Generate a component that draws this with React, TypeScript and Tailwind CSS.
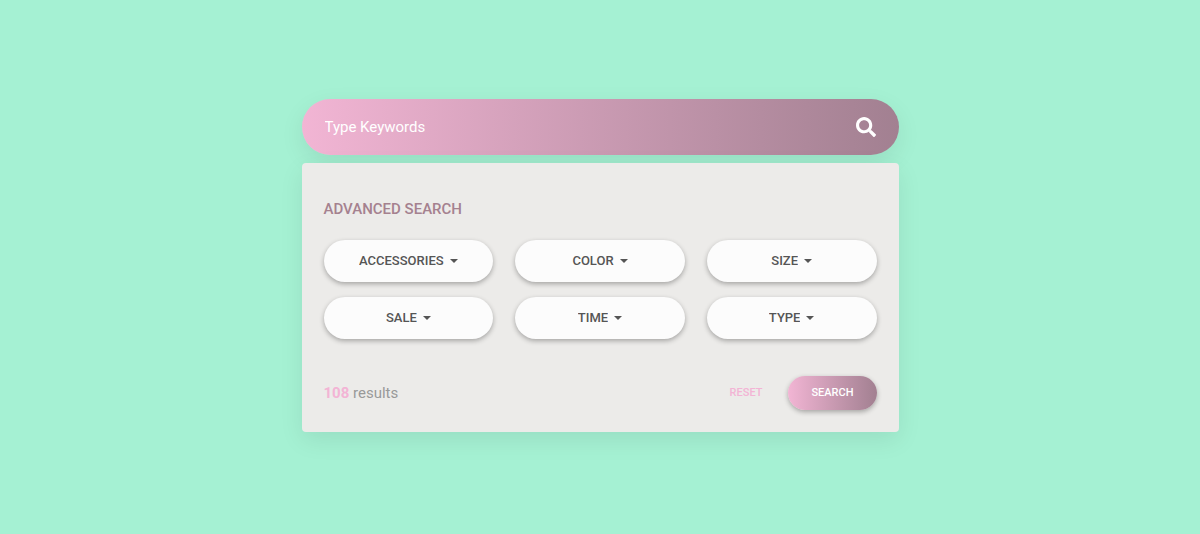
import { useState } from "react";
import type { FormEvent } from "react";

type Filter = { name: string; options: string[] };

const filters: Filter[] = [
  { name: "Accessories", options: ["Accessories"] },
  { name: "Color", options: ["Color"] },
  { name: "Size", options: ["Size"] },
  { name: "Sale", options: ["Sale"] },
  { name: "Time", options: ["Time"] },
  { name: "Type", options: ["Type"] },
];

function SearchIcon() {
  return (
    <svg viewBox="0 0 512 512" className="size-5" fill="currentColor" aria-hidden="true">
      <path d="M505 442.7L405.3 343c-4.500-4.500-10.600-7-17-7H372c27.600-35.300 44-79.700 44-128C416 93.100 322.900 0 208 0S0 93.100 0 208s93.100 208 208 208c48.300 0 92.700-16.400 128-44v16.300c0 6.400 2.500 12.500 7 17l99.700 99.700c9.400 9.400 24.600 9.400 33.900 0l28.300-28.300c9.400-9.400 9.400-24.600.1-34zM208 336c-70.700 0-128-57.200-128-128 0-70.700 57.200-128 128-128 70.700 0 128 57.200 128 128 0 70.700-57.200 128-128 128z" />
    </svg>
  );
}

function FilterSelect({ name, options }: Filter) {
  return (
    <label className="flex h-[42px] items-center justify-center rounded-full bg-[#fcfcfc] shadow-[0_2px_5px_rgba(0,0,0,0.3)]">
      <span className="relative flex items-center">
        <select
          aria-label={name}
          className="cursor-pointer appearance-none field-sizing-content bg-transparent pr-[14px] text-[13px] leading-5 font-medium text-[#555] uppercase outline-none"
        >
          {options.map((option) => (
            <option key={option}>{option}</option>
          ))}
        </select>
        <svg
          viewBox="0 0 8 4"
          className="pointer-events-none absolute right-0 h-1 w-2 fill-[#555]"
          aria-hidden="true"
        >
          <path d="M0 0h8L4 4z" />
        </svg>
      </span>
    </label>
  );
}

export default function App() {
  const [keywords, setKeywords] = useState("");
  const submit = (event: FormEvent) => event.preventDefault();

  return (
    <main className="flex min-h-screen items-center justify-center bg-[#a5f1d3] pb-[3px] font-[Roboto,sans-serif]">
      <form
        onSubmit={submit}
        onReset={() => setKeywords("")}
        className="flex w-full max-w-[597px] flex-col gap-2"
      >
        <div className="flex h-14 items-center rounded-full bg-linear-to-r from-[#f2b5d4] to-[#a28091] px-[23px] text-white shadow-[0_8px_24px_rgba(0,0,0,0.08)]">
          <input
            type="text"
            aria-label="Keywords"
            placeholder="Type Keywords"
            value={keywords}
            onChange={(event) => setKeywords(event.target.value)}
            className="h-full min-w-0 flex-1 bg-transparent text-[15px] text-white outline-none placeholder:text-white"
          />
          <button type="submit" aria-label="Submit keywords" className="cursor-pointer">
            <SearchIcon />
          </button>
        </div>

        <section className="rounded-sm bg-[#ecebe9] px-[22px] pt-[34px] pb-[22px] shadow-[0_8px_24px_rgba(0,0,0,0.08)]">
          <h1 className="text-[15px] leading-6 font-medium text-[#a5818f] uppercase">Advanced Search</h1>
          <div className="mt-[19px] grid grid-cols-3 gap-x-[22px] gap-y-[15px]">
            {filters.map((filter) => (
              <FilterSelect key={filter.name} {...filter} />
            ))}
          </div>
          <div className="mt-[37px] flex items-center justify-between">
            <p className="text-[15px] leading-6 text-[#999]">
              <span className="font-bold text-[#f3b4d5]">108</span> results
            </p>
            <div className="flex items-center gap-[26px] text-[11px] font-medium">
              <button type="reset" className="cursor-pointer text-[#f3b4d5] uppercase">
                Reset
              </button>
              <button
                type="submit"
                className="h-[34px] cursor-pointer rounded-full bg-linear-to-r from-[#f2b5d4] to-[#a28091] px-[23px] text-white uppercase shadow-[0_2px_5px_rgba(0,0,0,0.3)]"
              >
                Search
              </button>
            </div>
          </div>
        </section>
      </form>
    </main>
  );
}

-*-*-

AIM:
Return only the lines from the start of the data through the line that contains "string; options: string[]", please, copying them exactly and omitting all pictures.

RESULT OF THIS TASK:
Generate a component that draws this with React, TypeScript and Tailwind CSS.
import { useState } from "react";
import type { FormEvent } from "react";

type Filter = { name: string; options: string[] };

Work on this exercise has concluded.